Maintaining governmentwide excess properties costs $100 million a year, and of 3,293 properties declared excess (a separate category than underused), not even half of them are slated for disposal, he said.
Mica also highlighted his own efforts over the past three years to prod the Obama administration to sell off wasteful properties, mentioning the recent ground-breaking by the Donald Trump company for its coming luxury hotel in the leased historic Old Post Office on Washington’s Pennsylvania Avenue.
The Office of Management and Budget’s efforts at real property disposal were given a mixed review by David Wise, director of the Government Accountability Office’s Physical Infrastructure Team. Wise said OMB has not fully implemented past recommendations on standardizing data and definitions for such tasks as deferred maintenance and repair.
Defending the administration’s efforts was Michael Gelber, deputy commissioner of the General Services Administration’s Public Buildings Service, who described the partnership between his agency, OMB and the inter-agency Federal Real Property Council. In fiscal 2013, Gelber said, GSA sold or transferred 213 facilities across the country, generating $97.7 million in sales. In fiscal 2014 so far, it has sold or transferred an additional 223 facilities nationwide, generating $29.3 million in sales.
David Mader, controller at OMB’s Office of Federal Financial Management, said the administration has been active in “senior-level talks to take a more aggressive stance” on excess properties. “Budgets are not getting larger,” he said, “and we are committed to move forward in partnership with GSA” in implementing a National Real Property Strategy first called for by President Obama in 2010.

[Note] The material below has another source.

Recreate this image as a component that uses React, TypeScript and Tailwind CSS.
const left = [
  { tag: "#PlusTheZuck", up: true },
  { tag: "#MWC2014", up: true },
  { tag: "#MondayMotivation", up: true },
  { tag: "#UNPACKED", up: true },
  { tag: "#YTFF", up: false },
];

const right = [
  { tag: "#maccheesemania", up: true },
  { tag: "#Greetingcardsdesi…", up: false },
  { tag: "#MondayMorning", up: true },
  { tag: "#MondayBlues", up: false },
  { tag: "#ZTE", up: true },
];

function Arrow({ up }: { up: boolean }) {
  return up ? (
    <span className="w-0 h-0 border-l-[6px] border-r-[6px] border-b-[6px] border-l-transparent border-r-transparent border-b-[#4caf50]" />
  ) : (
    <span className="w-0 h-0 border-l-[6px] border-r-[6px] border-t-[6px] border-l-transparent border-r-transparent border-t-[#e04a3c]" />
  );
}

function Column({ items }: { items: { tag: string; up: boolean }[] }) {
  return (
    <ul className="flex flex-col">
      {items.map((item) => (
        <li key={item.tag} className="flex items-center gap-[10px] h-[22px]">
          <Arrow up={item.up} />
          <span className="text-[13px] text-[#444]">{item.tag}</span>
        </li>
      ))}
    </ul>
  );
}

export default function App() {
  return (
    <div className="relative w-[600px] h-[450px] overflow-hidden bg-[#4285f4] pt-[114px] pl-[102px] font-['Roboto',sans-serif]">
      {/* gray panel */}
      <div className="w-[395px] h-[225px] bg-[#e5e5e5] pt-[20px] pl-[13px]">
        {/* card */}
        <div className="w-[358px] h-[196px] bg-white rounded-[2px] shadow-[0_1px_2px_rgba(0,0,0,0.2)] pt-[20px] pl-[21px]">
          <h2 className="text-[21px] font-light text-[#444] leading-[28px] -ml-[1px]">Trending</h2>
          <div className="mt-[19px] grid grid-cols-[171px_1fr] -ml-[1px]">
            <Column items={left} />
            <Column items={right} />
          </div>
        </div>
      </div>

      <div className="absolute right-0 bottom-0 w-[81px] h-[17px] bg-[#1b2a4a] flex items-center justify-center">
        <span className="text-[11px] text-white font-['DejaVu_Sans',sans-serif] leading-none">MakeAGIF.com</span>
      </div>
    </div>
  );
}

That strategy has three prongs, Mader said: freezing the footprint, measuring performance in achieving efficiencies, and reducing the inventory of unneeded federal properties. The key to implementation, he said, is to “streamline process requirements” to create new real estate management tools, and to “invest to reduce costs.” For example, the recent consolidation of GSA in its newly revamped headquarters saved money by allowing the government to cancel leases elsewhere, he said.

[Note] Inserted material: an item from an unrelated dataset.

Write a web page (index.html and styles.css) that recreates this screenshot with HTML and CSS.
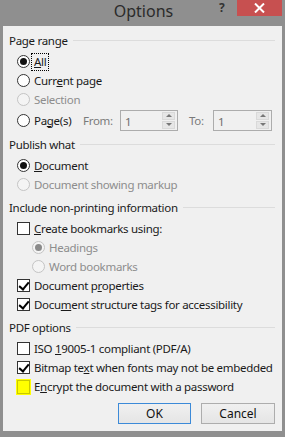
FILE: index.html
```html
<!DOCTYPE html>
<html lang="en">
<head>
    <meta charset="UTF-8">
    <title>Options</title>
    <link rel="stylesheet" href="styles.css">
</head>
<body>
    <div class="window">
        <div class="titlebar">
            <span class="title">Options</span>
            <span class="help">?</span>
            <span class="close">
                <svg width="11" height="10" viewBox="0 0 11 10"><path d="M1 0.5 L10 9.5 M10 0.5 L1 9.5" stroke="#fff" stroke-width="2"/></svg>
            </span>
        </div>

        <div class="dialog">
            <div class="group">
                <div class="group-title"><span>Page range</span></div>
                <div class="row"><span class="radio on"></span><span class="label focus"><u>A</u>ll</span></div>
                <div class="row"><span class="radio"></span><span class="label">Curr<u>e</u>nt page</span></div>
                <div class="row disabled"><span class="radio"></span><span class="label">Selection</span></div>
                <div class="row pages">
                    <span class="radio"></span><span class="label">Pa<u>g</u>e(s)</span>
                    <span class="range-label from">From:</span>
                    <span class="spin"><span class="spin-value">1</span><span class="spin-btns"><i class="up"></i><i class="down"></i></span></span>
                    <span class="range-label to">To:</span>
                    <span class="spin"><span class="spin-value">1</span><span class="spin-btns"><i class="up"></i><i class="down"></i></span></span>
                </div>
            </div>

            <div class="group">
                <div class="group-title"><span>Publish what</span></div>
                <div class="row"><span class="radio on"></span><span class="label"><u>D</u>ocument</span></div>
                <div class="row disabled"><span class="radio"></span><span class="label">Document showing markup</span></div>
            </div>

            <div class="group">
                <div class="group-title"><span>Include non-printing information</span></div>
                <div class="row"><span class="check"></span><span class="label"><u>C</u>reate bookmarks using:</span></div>
                <div class="row sub disabled"><span class="radio on"></span><span class="label">Headings</span></div>
                <div class="row sub disabled"><span class="radio"></span><span class="label">Word bookmarks</span></div>
                <div class="row"><span class="check on"></span><span class="label">Document p<u>r</u>operties</span></div>
                <div class="row"><span class="check on"></span><span class="label">Docu<u>m</u>ent structure tags for accessibility</span></div>
            </div>

            <div class="group">
                <div class="group-title"><span>PDF options</span></div>
                <div class="row"><span class="check"></span><span class="label">ISO <u>1</u>9005-1 compliant (PDF/A)</span></div>
                <div class="row"><span class="check on"></span><span class="label">Bitmap te<u>x</u>t when fonts may not be embedded</span></div>
                <div class="row"><span class="check marked"></span><span class="label">E<u>n</u>crypt the document with a password</span></div>
            </div>

            <div class="buttons">
                <button class="default">OK</button>
                <button>Cancel</button>
            </div>
        </div>
    </div>
</body>
</html>
```

FILE: styles.css
```css
:root {
    --frame: #8f8f8f;
    --face: #f0f0f0;
    --text: #1a1a1a;
    --text-disabled: #8d8d8d;
    --line: #dcdcdc;
    --control: #333;
}

* {
    margin: 0;
    padding: 0;
    box-sizing: border-box;
}

body {
    background: var(--frame);
    font-family: "Noto Sans", "Open Sans", sans-serif;
    font-size: 11.5px;
    letter-spacing: -0.3px;
    color: var(--text);
    width: 285px;
    height: 437px;
    overflow: hidden;
}

.titlebar {
    height: 26px;
    display: flex;
    justify-content: center;
    position: relative;
}

.title {
    font-size: 16px;
    letter-spacing: 0;
    line-height: 22px;
    color: #2b2b2b;
    padding-left: 2px;
}

.help {
    position: absolute;
    left: 219px;
    top: 0;
    font-size: 12px;
    line-height: 16px;
    font-weight: 700;
    color: #333;
}

.close {
    position: absolute;
    left: 237px;
    top: 0;
    width: 45px;
    height: 16px;
    background: #c75050;
    display: flex;
    align-items: center;
    justify-content: center;
}

.dialog {
    background: var(--face);
    margin: 0 3px;
    height: 405px;
    padding: 4px 7px 7px 6px;
}

.group {
    margin-bottom: 3px;
}

.group-title {
    height: 20px;
    display: flex;
    align-items: center;
    margin-bottom: 2px;
}

.group-title span {
    padding-right: 5px;
    white-space: nowrap;
}

.group-title::after {
    content: "";
    flex: 1;
    border-top: 1px solid var(--line);
    margin-top: 1px;
}

.row {
    height: 19px;
    display: flex;
    align-items: center;
    padding-left: 8px;
    white-space: nowrap;
}

.row.sub {
    padding-left: 23px;
}

.row.disabled {
    color: var(--text-disabled);
}

.radio {
    width: 13px;
    height: 13px;
    border: 1px solid var(--control);
    border-radius: 50%;
    background: #fff;
    margin-right: 4px;
    display: flex;
    align-items: center;
    justify-content: center;
    flex: none;
}

.radio.on::after {
    content: "";
    width: 7px;
    height: 7px;
    border-radius: 50%;
    background: #111;
}

.disabled .radio {
    border-color: #c4c4c4;
    background: #f4f4f4;
}

.disabled .radio.on::after {
    background: #8a8a8a;
}

.check {
    width: 13px;
    height: 13px;
    border: 1px solid var(--control);
    background: #fff;
    margin-right: 4px;
    position: relative;
    flex: none;
}

.check.on::after {
    content: "";
    position: absolute;
    left: 3px;
    top: 0px;
    width: 4px;
    height: 8px;
    border: solid #000;
    border-width: 0 2px 2px 0;
    transform: rotate(40deg);
}

.check.marked {
    background: #ffff00;
    border-color: #c9c900;
    box-shadow: 0 0 0 1px #ffff00;
    height: 14px;
}

.focus {
    outline: 1px dotted #000;
    outline-offset: 0;
    padding: 0 2px;
    margin-left: -2px;
    line-height: 16px;
}

.row.pages {
    height: 22px;
}

.pages .label {
    width: 36px;
    flex: none;
}

.range-label {
    color: #7a7a7a;
    flex: none;
}

.range-label.from {
    width: 28px;
    margin-left: 13px;
}

.range-label.to {
    width: 16px;
    margin-left: 11px;
}

.spin {
    height: 21px;
    width: 58px;
    flex: none;
    border: 1px solid #acacac;
    background: #f0f0f0;
    display: flex;
    margin-left: 9px;
}

.spin + .range-label + .spin {
    margin-left: 8px;
    width: 59px;
}

.spin-value {
    flex: 1;
    color: #6d6d6d;
    padding: 3px 0 0 4px;
    line-height: 16px;
}

.spin-btns {
    width: 13px;
    margin: 1px 2px 1px 0;
    display: flex;
    flex-direction: column;
    gap: 1px;
}

.spin-btns i {
    flex: 1;
    background: #e6e6e6;
    border: 1px solid #d9d9d9;
    display: flex;
    align-items: center;
    justify-content: center;
}

.spin-btns i::after {
    content: "";
    border-left: 3px solid transparent;
    border-right: 3px solid transparent;
}

.spin-btns .up::after {
    border-bottom: 3px solid #777;
}

.spin-btns .down::after {
    border-top: 3px solid #777;
}

.buttons {
    display: flex;
    justify-content: flex-end;
    gap: 10px;
    margin-top: 7px;
}

button {
    font-family: inherit;
    font-size: 12px;
    color: #111;
    width: 74px;
    height: 21px;
    border: 1px solid #adadad;
    background: linear-gradient(#f0f0f0, #e5e5e5);
}

button.default {
    width: 73px;
    border-color: #3c8ad8;
}
```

James Sullivan, director of the Office of Asset Enterprise Management at Veterans Affairs, said his agency is one of the largest landowners and is unusual in that it owns 87 percent of its portfolio. “VA has been a leader in capital asset management planning,” he said. “VA was one of the first agencies to develop a highly structured, data-driven methodology by which to assess proposed major constructions projects.”

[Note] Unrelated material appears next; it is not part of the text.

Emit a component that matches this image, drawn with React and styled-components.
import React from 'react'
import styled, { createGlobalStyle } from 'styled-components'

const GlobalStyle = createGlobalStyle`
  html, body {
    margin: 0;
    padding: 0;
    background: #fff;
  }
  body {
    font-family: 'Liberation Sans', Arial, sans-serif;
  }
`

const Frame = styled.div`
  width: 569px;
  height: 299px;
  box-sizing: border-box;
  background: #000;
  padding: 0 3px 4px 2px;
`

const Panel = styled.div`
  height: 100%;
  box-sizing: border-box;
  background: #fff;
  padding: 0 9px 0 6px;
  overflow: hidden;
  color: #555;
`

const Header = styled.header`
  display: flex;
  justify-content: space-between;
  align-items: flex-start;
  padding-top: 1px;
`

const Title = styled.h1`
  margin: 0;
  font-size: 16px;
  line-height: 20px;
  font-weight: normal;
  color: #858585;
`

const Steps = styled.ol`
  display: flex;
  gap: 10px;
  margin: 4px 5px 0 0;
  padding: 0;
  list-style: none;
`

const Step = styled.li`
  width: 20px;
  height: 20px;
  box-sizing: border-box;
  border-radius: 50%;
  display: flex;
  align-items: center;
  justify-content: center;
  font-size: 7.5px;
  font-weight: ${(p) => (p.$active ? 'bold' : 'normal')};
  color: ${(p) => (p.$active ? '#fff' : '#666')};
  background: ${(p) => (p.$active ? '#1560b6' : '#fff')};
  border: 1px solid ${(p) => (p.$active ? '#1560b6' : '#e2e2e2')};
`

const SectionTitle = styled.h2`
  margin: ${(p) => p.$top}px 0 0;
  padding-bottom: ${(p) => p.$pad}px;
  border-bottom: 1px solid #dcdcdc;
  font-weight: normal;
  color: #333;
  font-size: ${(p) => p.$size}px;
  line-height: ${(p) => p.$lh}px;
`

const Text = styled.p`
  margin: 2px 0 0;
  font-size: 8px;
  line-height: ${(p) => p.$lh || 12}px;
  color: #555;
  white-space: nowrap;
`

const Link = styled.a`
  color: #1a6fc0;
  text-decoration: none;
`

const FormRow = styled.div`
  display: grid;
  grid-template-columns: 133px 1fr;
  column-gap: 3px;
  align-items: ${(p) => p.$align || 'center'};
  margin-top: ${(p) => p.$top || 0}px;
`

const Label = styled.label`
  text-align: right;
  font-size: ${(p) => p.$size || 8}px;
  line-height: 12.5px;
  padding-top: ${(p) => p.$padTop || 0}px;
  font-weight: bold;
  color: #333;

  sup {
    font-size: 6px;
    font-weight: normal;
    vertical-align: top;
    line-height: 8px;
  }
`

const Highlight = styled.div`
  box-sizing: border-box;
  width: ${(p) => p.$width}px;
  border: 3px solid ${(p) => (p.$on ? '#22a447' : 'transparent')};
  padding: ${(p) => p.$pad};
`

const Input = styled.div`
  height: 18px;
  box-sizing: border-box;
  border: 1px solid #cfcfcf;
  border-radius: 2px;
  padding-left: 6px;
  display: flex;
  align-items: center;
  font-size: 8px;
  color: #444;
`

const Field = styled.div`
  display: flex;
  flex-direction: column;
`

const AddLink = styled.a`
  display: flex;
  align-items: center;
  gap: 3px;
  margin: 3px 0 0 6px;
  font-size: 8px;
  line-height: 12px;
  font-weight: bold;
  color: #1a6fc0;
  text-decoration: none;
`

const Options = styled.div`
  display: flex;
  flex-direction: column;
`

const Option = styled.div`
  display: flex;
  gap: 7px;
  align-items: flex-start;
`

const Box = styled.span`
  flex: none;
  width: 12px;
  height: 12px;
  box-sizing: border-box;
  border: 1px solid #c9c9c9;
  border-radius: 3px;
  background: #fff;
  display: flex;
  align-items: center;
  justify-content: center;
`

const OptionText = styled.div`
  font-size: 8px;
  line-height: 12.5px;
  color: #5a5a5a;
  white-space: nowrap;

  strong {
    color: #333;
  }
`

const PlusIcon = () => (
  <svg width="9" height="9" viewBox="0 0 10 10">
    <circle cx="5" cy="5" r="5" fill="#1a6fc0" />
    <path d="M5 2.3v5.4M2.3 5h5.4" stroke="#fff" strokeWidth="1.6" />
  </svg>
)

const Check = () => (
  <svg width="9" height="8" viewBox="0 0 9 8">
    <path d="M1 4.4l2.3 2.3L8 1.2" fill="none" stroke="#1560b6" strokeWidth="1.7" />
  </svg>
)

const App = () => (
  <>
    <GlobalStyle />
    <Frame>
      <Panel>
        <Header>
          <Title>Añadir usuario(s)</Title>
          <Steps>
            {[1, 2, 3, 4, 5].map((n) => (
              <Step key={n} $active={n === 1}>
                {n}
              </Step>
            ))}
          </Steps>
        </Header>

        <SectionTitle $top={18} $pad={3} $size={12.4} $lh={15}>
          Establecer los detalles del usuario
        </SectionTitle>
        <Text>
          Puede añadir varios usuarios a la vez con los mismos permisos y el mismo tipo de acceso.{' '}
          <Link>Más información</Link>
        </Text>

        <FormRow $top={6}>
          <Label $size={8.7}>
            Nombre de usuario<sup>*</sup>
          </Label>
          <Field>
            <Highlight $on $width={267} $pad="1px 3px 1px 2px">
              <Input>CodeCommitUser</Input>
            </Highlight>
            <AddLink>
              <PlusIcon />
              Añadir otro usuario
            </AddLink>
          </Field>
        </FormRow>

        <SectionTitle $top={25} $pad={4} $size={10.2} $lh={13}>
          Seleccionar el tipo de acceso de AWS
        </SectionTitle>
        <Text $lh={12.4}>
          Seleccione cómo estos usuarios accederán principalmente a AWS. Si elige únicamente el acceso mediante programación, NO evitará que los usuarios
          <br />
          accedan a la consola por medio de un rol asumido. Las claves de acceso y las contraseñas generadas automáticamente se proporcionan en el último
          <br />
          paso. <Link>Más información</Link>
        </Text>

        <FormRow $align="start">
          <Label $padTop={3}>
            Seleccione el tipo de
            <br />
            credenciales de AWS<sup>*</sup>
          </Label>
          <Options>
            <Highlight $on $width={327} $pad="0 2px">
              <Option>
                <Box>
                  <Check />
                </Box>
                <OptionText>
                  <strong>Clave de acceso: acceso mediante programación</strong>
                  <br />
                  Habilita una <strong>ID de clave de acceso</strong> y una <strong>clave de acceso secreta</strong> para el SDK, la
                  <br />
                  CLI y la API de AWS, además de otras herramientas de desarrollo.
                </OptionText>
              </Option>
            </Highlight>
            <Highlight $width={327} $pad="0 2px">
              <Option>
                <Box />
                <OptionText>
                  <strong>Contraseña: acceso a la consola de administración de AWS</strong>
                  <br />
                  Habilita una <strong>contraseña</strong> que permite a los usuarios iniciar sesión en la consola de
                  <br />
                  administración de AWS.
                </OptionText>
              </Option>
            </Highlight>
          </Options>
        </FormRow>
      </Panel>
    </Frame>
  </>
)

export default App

Both he and Mader said they could do better if Congress passed the administration-proposed Civilian Property Realignment Act, which would provide more tools and flexibility to overcome local opposition to disposal of some federal properties. It would create an outside board to pick properties for sale, similar to the Pentagon’s Base Closure and Realignment Commission. (A similar House bill is still in committee.)
Rep. Gerry Connolly, D-Va., agreed with Mica on the need to accelerate sales. But he noted that local priorities and historic preservation claims complicate the process and that some of the resistance to “doing the rational thing” comes from Congress. “It’s a management problem, perhaps we need a pilot program,” Connolly said.
In the end Mica complimented the GSA for “finding creative ways” to unload excess properties under Administrator Dan Tangherlini. Much of Tuesday’s testimony, Mica said, “was music to my ears.”